Blaring music, raunchy sex, day old sweat, the smell of stale beer, glass shards underfoot combined to create the unique ambience of the Queen’s Hotel and heightened yet another ‘African experience’. I think the other guys in our troupe just came for the beers as they eventually tired and wanted to leave. It was probably the first and last time that Ian and Graham would ever go to an African concert—a Zimbabwean musician no less.
However, the night was still young. I was on holiday, and the other guys had to get up early for work the following morning. I wanted to stay but then, as predicted, a fight broke out and Ian and Graham grabbed me.
Manji-manji! Graham yelled waving his hands at me.
‘Let’s get the fuck out of here now!’ Ian yelled.
I did not put up any argument.
‘Why is there a fight?’ I asked as we moved gingerly over the broken shards of Castle beer bottles.
‘Who cares?’ said Ian tugging at my arm.
‘Probably over a feckin’ mawhori (prostitute) swore Graham, gritting his teeth.
Sure enough, as we stumbled down the corridor I passed two Africans who were bleeding, one guy profusely from a head gash. There was blood all over the floor and it looked like it was from a broken bottle slash. Luckily, the Africans did not pick on us poor ‘whiteys’ and we got the hell out of there in the nick of time.

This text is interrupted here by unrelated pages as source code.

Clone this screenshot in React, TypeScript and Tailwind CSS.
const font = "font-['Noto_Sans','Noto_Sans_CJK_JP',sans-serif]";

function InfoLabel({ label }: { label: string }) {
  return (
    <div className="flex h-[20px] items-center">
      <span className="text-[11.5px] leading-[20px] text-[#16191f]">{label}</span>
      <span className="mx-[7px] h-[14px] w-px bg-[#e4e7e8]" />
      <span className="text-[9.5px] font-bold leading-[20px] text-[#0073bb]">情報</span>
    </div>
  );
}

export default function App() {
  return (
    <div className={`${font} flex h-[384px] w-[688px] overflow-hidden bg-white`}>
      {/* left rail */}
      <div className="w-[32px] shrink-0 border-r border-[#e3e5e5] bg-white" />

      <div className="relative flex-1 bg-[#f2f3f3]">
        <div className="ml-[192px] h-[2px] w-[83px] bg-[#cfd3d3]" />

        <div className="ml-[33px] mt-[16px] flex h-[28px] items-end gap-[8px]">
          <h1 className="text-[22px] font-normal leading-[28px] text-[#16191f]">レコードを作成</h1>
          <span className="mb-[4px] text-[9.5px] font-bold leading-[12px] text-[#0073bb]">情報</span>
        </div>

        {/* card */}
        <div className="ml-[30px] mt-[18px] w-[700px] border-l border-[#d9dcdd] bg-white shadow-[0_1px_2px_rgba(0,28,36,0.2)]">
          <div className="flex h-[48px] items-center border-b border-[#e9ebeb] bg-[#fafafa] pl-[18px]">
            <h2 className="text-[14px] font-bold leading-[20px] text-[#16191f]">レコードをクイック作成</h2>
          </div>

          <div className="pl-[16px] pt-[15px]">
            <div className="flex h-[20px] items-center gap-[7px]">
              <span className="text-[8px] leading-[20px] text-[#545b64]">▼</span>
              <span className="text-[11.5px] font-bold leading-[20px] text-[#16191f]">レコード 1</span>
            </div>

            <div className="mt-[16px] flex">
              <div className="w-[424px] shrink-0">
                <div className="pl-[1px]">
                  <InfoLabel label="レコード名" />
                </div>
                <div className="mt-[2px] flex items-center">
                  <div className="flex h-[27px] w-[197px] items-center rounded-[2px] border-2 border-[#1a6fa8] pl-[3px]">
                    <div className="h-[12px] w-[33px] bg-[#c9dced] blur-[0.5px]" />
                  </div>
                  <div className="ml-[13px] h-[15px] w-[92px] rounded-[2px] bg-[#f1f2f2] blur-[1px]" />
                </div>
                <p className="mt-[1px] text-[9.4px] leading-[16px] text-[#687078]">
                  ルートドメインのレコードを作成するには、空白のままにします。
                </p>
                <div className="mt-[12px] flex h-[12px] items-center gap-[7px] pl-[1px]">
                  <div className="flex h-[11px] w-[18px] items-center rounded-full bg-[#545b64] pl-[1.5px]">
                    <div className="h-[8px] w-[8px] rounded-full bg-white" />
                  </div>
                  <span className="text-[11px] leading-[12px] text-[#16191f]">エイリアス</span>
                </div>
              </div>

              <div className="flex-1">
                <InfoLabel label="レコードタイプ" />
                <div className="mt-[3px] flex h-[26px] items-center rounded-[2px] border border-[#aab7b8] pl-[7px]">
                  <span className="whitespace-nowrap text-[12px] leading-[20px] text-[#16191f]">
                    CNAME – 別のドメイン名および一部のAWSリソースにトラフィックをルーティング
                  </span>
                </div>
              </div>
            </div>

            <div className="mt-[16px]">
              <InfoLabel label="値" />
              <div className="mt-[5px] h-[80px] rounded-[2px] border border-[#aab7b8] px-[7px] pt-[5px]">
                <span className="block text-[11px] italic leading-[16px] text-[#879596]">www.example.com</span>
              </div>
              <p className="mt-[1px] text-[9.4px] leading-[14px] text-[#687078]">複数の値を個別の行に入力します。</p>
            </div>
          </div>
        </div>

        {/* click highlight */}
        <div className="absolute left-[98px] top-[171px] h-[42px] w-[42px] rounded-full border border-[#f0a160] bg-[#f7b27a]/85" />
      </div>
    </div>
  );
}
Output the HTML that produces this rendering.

We walked through the darkness back to our shabby hostel. Being a dumb Canuck I had no fear, as I had not grown up in this tense racial atmosphere but perhaps if I was a ‘Rhodie’ or South African I would have had a different, if not, more appreciative perspective. Just the same, it was too dangerous to be walking around a poor ‘black’ neighbourhood at one in the morning. We laughed at our folly on the way home but it was a bit of a harrowing experience—be it a dangerous ‘African experience’. Just the same, I would not have missed it for anything. It was magic!